Friday, October 28, 2011

State has funds for development: Asim Dasgupta


TNN | Oct 28, 2011, 06.48AM IST

KOLKATA: Former finance minister Asim Dasgupta on Thursday pointed out "accounting fallacy" in his successor Amit Mitra's rejoinder to his slur against Mamata Banerjee. "In accounting propriety, revenue head shouldn't be added to capital head," said Dasgupta. He also turned down Mitra's request for a telephonic discussion on the fiscal calculations.

"Every number in this book speaks silently and I absorb every word. I stand by my own statement," Dasgupta said, holding up the "Trends of Expenditure and Growth Trajectories", tabled by the state government on August 11.
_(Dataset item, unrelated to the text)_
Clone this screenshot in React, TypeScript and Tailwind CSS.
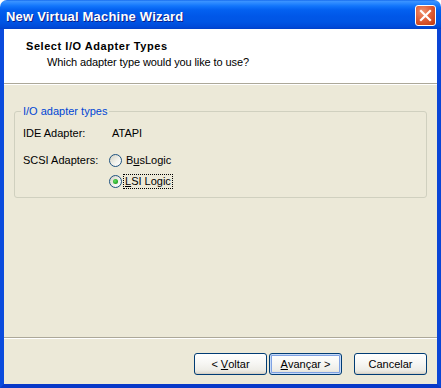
import React from "react";

function Radio({ checked }: { checked?: boolean }) {
  return (
    <span className="w-[13px] h-[13px] rounded-full border border-[#1C5180] bg-[linear-gradient(135deg,#D5D2C3_0%,#F3F3EE_60%,#FFFFFF_100%)] flex items-center justify-center shrink-0">
      {checked && (
        <span className="w-[5px] h-[5px] rounded-full bg-[radial-gradient(circle_at_40%_40%,#62E062_0%,#2AAA2A_60%,#1A8F1A_100%)]" />
      )}
    </span>
  );
}

function XPButton({
  children,
  isDefault,
}: {
  children: React.ReactNode;
  isDefault?: boolean;
}) {
  return (
    <div
      className={
        "w-[73px] h-[22px] rounded-[3px] border border-[#003C74] bg-[linear-gradient(to_bottom,#FFFFFF_0%,#F7F7F4_45%,#EEEDE7_80%,#DCD7CB_100%)] flex items-center justify-center text-[11px] leading-[13px] text-black " +
        (isDefault
          ? "shadow-[inset_0_0_0_1px_#C6DAF7,inset_0_0_0_2px_#7FA2E3]"
          : "shadow-[inset_0_-1px_0_#D6D0C5]")
      }
    >
      {children}
    </div>
  );
}

export default function App() {
  return (
    <div className="w-[441px] h-[388px] flex flex-col bg-white font-['Liberation_Sans',Arial,sans-serif] text-[11px] leading-[13px] text-black select-none">
      {/* Title bar */}
      <div className="h-[29px] shrink-0 rounded-t-[7px] flex items-start bg-[linear-gradient(to_bottom,#0A5DE8_0px,#3D95FF_1px,#2C8AFF_3px,#1275FB_6px,#0360F0_10px,#0057E8_16px,#0055E4_22px,#0049D8_27px,#0040C8_29px)]">
        <div className="ml-[6px] mt-[9px] text-[13px] leading-[15px] font-bold tracking-[0.2px] text-white [text-shadow:1px_1px_0_#0C1E8A]">
          New Virtual Machine Wizard
        </div>
        <div className="ml-auto mr-[5px] mt-[5px] w-[21px] h-[21px] rounded-[3px] border border-white bg-[radial-gradient(circle_at_35%_30%,#F09470_0%,#E0603A_45%,#CD451C_80%,#B83812_100%)] flex items-center justify-center">
          <svg width="19" height="19" viewBox="0 0 19 19">
            <path d="M5 5 L14 14 M14 5 L5 14" stroke="#FFFFFF" strokeWidth="2.2" strokeLinecap="square" />
          </svg>
        </div>
      </div>

      {/* Client area with frame */}
      <div className="flex-1 flex flex-col border-l-4 border-r-4 border-b-4 border-l-[#0A4BDD] border-r-[#0A45D6] border-b-[#0838C8] bg-[#ECE9D8]">
        {/* Header */}
        <div className="h-[54px] shrink-0 bg-white pt-[11px] pl-[22px]">
          <div className="font-bold tracking-[0.55px]">Select I/O Adapter Types</div>
          <div className="mt-[3px] pl-[21px] tracking-[-0.1px]">Which adapter type would you like to use?</div>
        </div>
        <div className="h-px bg-[#ACA899]" />
        <div className="h-px bg-white" />

        {/* Group box */}
        <fieldset className="mt-[20px] mx-[10px] border border-[#D0D0BF] rounded-[3px] pl-[8px] pt-[9px] pb-[8px]">
          <legend className="-ml-[2px] px-[2px] text-[#0046D5] leading-[13px]">I/O adapter types</legend>
          <div className="flex h-[13px]">
            <div className="w-[86px]">IDE Adapter:</div>
            <div className="pl-[3px]">ATAPI</div>
          </div>
          <div className="flex mt-[13px]">
            <div className="w-[86px] pt-[1px]">SCSI Adapters:</div>
            <div className="flex flex-col gap-[6px]">
              <div className="flex items-center h-[15px]">
                <Radio />
                <span className="ml-[1px] px-[2px] border border-transparent">
                  B<span className="underline underline-offset-[1px]">u</span>sLogic
                </span>
              </div>
              <div className="flex items-center h-[15px]">
                <Radio checked />
                <span className="ml-[1px] px-[1px] border border-dotted border-black">
                  <span className="underline underline-offset-[1px]">L</span>SI Logic
                </span>
              </div>
            </div>
          </div>
        </fieldset>

        <div className="flex-1" />

        {/* Separator */}
        <div className="h-px bg-[#ACA899]" />
        <div className="h-px bg-white" />

        {/* Buttons */}
        <div className="flex justify-end pr-[10px] mt-[14px] mb-[9px]">
          <XPButton>
            &lt; <span className="underline underline-offset-[1px] ml-[3px]">V</span>oltar
          </XPButton>
          <div className="ml-[2px]">
            <XPButton isDefault>
              <span className="underline underline-offset-[1px]">A</span>vançar &gt;
            </XPButton>
          </div>
          <div className="ml-[12px]">
            <XPButton>Cancelar</XPButton>
          </div>
        </div>
      </div>
    </div>
  );
}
His second press conference in a week at the CPM headquarters turned out to be a classroom lecture (Dasgupta had taught economics at the ISI)to prove that Mamata had indeed talked out of her hat to claim that the Left misrule had cost the state so dear that she could only spend 6 paise for development out of every rupee earned.
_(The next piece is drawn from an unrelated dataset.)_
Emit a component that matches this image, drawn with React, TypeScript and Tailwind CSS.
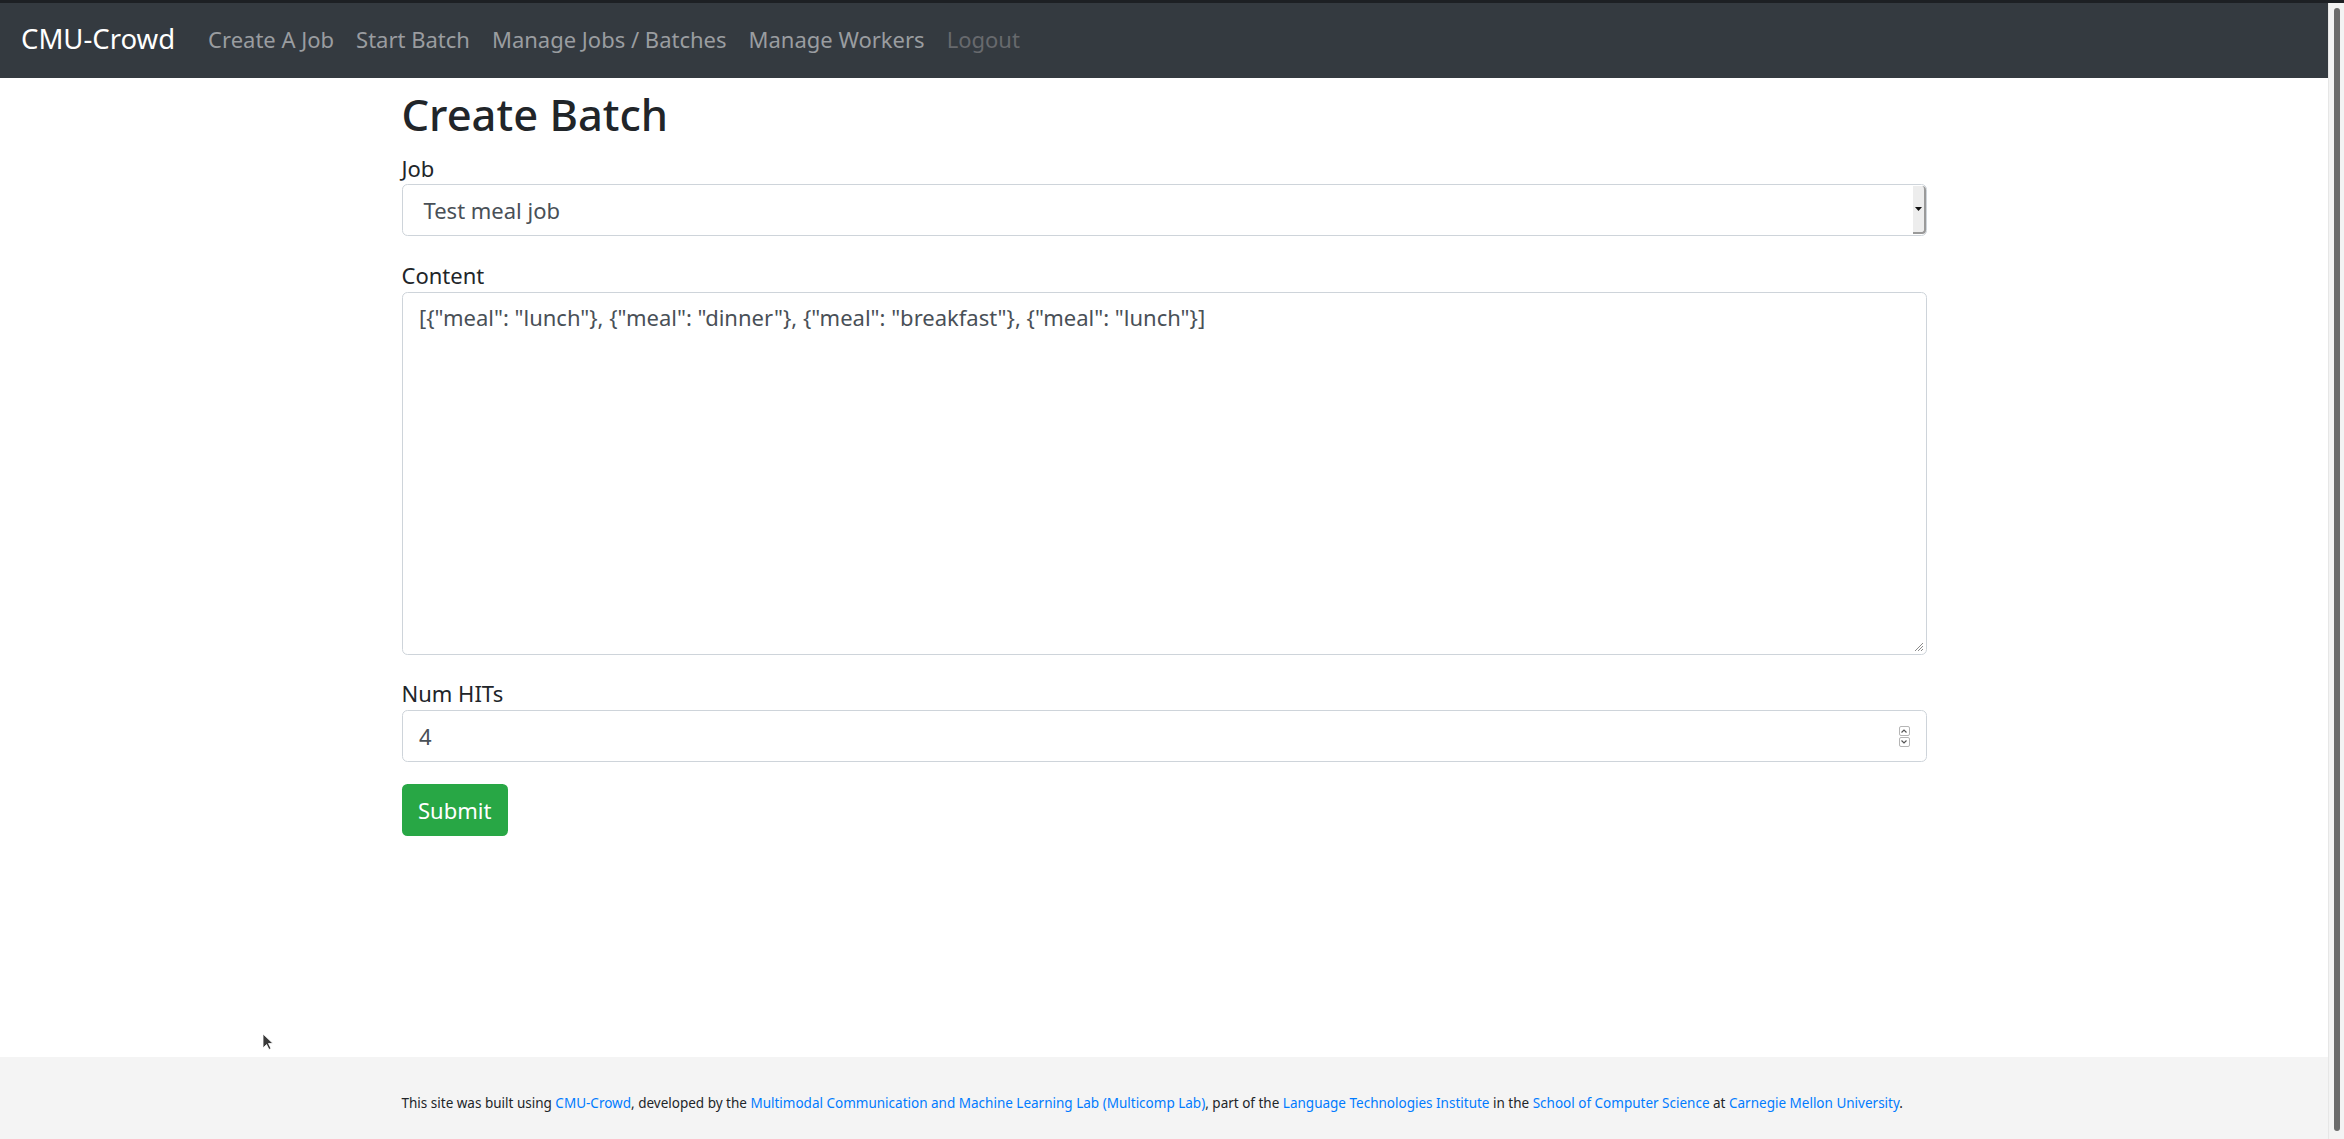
import React from "react";

const links = ["Create A Job", "Start Batch", "Manage Jobs / Batches", "Manage Workers"];

function FooterLink({ children }: { children: React.ReactNode }) {
  return <span className="text-[#007bff]">{children}</span>;
}

export default function App() {
  return (
    <div className="relative flex h-[1139px] w-full flex-col overflow-hidden bg-white font-['Noto_Sans',sans-serif] text-[#212529]">
      <div className="h-[3px] w-full bg-[#1d2024]" />
      <div className="flex min-h-0 flex-1">
        <div className="flex min-w-0 flex-1 flex-col">
          {/* navbar */}
          <nav className="flex h-[75px] items-center bg-[#343a40] px-[21px] pb-[3px]">
            <span className="mr-[22px] text-[27.5px] leading-none text-white">CMU-Crowd</span>
            {links.map((l) => (
              <span key={l} className="px-[11px] text-[22px] leading-none text-[#9a9da0]">
                {l}
              </span>
            ))}
            <span className="px-[11px] text-[22px] leading-none text-[#67696d]">Logout</span>
          </nav>

          <main className="flex-1">
            <div className="mx-auto w-[1525px] pt-[10px]">
              <h1 className="mb-[11px] text-[43.5px] font-medium leading-[53px]">Create Batch</h1>

              <div className="mb-[22px]">
                <label className="block text-[22px] leading-[32px]">Job</label>
                <div className="flex h-[52px] items-stretch rounded-[5.5px] border border-[#ced4da] bg-white">
                  <div className="flex flex-1 items-center pl-[21px] text-[22px] text-[#495057]">
                    Test meal job
                  </div>
                  <div className="my-[1px] flex w-[13px] items-center justify-center rounded-r-[4px] border-r-2 border-b-2 border-[#9a9a9a] bg-[#ededed]">
                    <svg width="7" height="4" viewBox="0 0 7 4">
                      <path d="M0 0h7L3.5 4z" fill="#111" />
                    </svg>
                  </div>
                </div>
              </div>

              <div className="mb-[22px]">
                <label className="block text-[22px] leading-[34px]">Content</label>
                <div className="relative h-[363px] rounded-[5.5px] border border-[#ced4da] bg-white px-[16.5px] pt-[8px] text-[22px] leading-[33px] text-[#495057]">
                  {'[{"meal": "lunch"}, {"meal": "dinner"}, {"meal": "breakfast"}, {"meal": "lunch"}]'}
                  <svg className="absolute bottom-[2px] right-[2px]" width="11" height="11" viewBox="0 0 11 11">
                    <path d="M10 2L2 10M10 5L5 10M10 8L8 10" stroke="#8a8a8a" strokeWidth="1" />
                  </svg>
                </div>
              </div>

              <div className="mb-[22px]">
                <label className="block text-[22px] leading-[33px]">Num HITs</label>
                <div className="flex h-[52px] items-center rounded-[5.5px] border border-[#ced4da] bg-white pl-[16.5px] pr-[16px] text-[22px] text-[#495057]">
                  <span className="flex-1">4</span>
                  <div className="flex flex-col gap-[1px]">
                    <div className="flex h-[10px] w-[11px] items-center justify-center rounded-[2px] border border-[#b5b5b5]">
                      <svg width="6" height="4" viewBox="0 0 6 4">
                        <path d="M0.5 3.5L3 1l2.5 2.5" stroke="#555" fill="none" strokeWidth="1.2" />
                      </svg>
                    </div>
                    <div className="flex h-[10px] w-[11px] items-center justify-center rounded-[2px] border border-[#b5b5b5]">
                      <svg width="6" height="4" viewBox="0 0 6 4">
                        <path d="M0.5 0.5L3 3l2.5-2.5" stroke="#555" fill="none" strokeWidth="1.2" />
                      </svg>
                    </div>
                  </div>
                </div>
              </div>

              <button
                type="button"
                className="h-[52px] rounded-[5.5px] bg-[#28a745] px-[16.5px] text-[22px] text-white"
              >
                Submit
              </button>
            </div>
          </main>

          <footer className="h-[82px] bg-[#f4f4f4] pt-[36px]">
            <p className="mx-auto w-[1525px] whitespace-nowrap text-[13.5px] leading-[20px] text-[#212529]">
              This site was built using <FooterLink>CMU-Crowd</FooterLink>, developed by the{" "}
              <FooterLink>Multimodal Communication and Machine Learning Lab (Multicomp Lab)</FooterLink>, part of the{" "}
              <FooterLink>Language Technologies Institute</FooterLink> in the{" "}
              <FooterLink>School of Computer Science</FooterLink> at <FooterLink>Carnegie Mellon University</FooterLink>.
            </p>
          </footer>
        </div>

        {/* scrollbar */}
        <div className="flex w-[16px] justify-center border-l border-[#e6e6e6] bg-[#f3f3f3] pt-[5px] pb-[8px]">
          <div className="w-[6px] rounded-full bg-[#6b6b6b]" />
        </div>
      </div>

      {/* mouse pointer */}
      <svg className="absolute left-[262px] top-[1033px]" width="12" height="18" viewBox="0 0 12 18">
        <path d="M1 1v14l3.5-3.5 2.5 5 2-1-2.5-5H11z" fill="#3a3a3a" stroke="#fff" strokeWidth="0.8" />
      </svg>
    </div>
  );
}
Contradicting the CM's "misleading statements" at the National Development Council ( NDC) meeting in New Delhi to coax the centre for more bail-out funds, Dasgupta on Monday cited figures from the new government's financial statement to prove that the state, in fact, had 26% (not 6) funds reserved for development.

Less than 24 hours later, Amit Mitra jumped to the CM's defence to depict that a crucial category (loan repayment) had been omitted from the expenditure bracket. Resorting to the statistical legerdemain Dasgupta himself had often been associated with, Mitra said at Writers' Buildings on Tuesday: "His (Dasgupta's) presentation that the state's gross receipt is Rs 65,847 crore is true, but it boils down to Rs 59,462 crore because of the central grants that are barred from being used in the non-plan category." Mitra then invited his former Presidency college senior to telephone him for the clarifications.
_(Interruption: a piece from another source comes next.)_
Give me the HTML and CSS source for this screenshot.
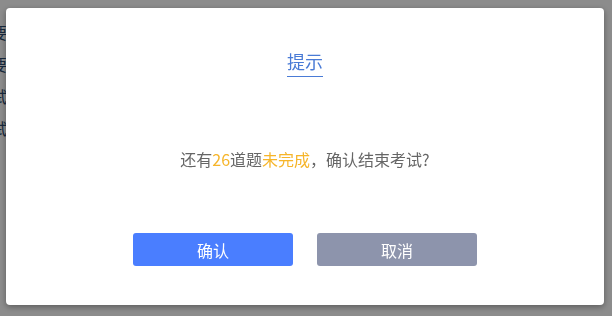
FILE: index.html
```html
<!DOCTYPE html>
<html lang="zh">
<head>
<meta charset="utf-8">
<link rel="stylesheet" href="styles.css">
</head>
<body>
<div class="page">
  <p class="bg-line">要求题目</p>
  <p class="bg-line">要求题目</p>
  <p class="bg-line">试题内容</p>
  <p class="bg-line">试题内容</p>
</div>
<div class="overlay">
  <div class="dialog">
    <div class="title-row"><span class="title">提示</span></div>
    <p class="message">还有<span class="hl">26</span>道题<span class="hl">未完成</span>，确认结束考试?</p>
    <div class="actions">
      <button class="btn btn-primary">确认</button>
      <button class="btn btn-cancel">取消</button>
    </div>
  </div>
</div>
</body>
</html>
```
FILE: styles.css
```css
* { box-sizing: border-box; }
html, body { margin: 0; padding: 0; }
body {
  width: 612px;
  height: 316px;
  overflow: hidden;
  background: #ffffff;
  font-family: "Microsoft YaHei", "Noto Sans CJK SC", "Noto Sans", sans-serif;
}
.page {
  display: flex;
  flex-direction: column;
  padding-top: 16px;
}
.bg-line {
  margin: 0 0 0 -9px;
  font-size: 16px;
  line-height: 32px;
  color: #2c4a6e;
}
.overlay {
  position: fixed;
  inset: 0;
  background: rgba(0, 0, 0, 0.45);
  padding: 8px 8px 11px 6px;
  display: flex;
}
.dialog {
  flex: 1;
  background: #ffffff;
  border-radius: 4px;
  box-shadow: 0 2px 6px rgba(0, 0, 0, 0.35);
  display: flex;
  flex-direction: column;
  align-items: center;
  padding-top: 41px;
}
.title-row { display: flex; justify-content: center; }
.title {
  font-size: 18px;
  line-height: 24px;
  color: #4a7bd6;
  padding-bottom: 3px;
  border-bottom: 1px solid #4a7bd6;
}
.message {
  margin: 70px 0 0;
  font-size: 16px;
  line-height: 24px;
  color: #666666;
}
.hl { color: #f6b52a; }
.actions {
  margin-top: 62px;
  display: flex;
  gap: 24px;
}
.btn {
  width: 160px;
  height: 33px;
  border: none;
  border-radius: 3px;
  color: #ffffff;
  font-family: inherit;
  font-size: 16px;
  padding: 0;
}
.btn-primary { background: #4a7eff; }
.btn-cancel { background: #8d94ac; }
```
On Thursday, Dasgupta said, "Quite so. These funds can't be used for paying salaries. But they can be used for development. Therefore, they must be added in the development expenditure category... If you start adding capital payment, you must also add the total capital receipt. Add Rs 21,794 crore to the revenue earning of Rs 65,848 crore and the sum soars to Rs 87,642 crore. After expending Rs 56,031 crore on salaries, pension, central loan repayment, transport subsidy etc, around Rs 33,000 crore would still be available for plan expenditure. This is no modest amount.

The low-down on the state's fiscal situation continued:

"This way, you would have spent 63% of the gross earning and are left with 37 paise from every rupee earned...You can't mix revenue and capital accounts. They (Mamata and Mitra) have combined the two in a glaring instance of accounting fallacy." These were his final words.

Defending the former Left Front government, Dasgupta said, finance minister defended the Left Front government's market borrowing spree, claiming that Rs 5,213 crore was raised in April-May alone "because tax receipt is low in the first quarter and the government had to resort to higher borrowing during this period,". He reiterated:

"The new government has borrowed Rs 10,000 crore in five months which is double of what we borrowed during the same period last year." He said he couldn't fathom why Mitra had added the Rs 3,000 "unpaid bills" in the spending bracket (it didn't figure in the financial statement tabled in the Assembly) since "payment is a continuous process and, thus, remained pending".

Shooting down Mitra's allegations that his government had left a Rs 4,800 crore DA burden on the new one, Dasgupta tom-tommed the Left Front's policy of including teachers, municipal employees and others within the purview of DA. He said, "In the last vote-on-account we had kept aside money for DA. It's for the present government to decide when it will be paid."

Finally, on Mitra's jibe that Bengal was the only state to extract coal royalty as well as cess, Dasgupta said, "Ours is the only state that has been discriminated against this revenue income. A Supreme Court ruling backs this. If Bihar and Jharkhand haven't claimed the money, it's because their Coal Cess Act was nullified."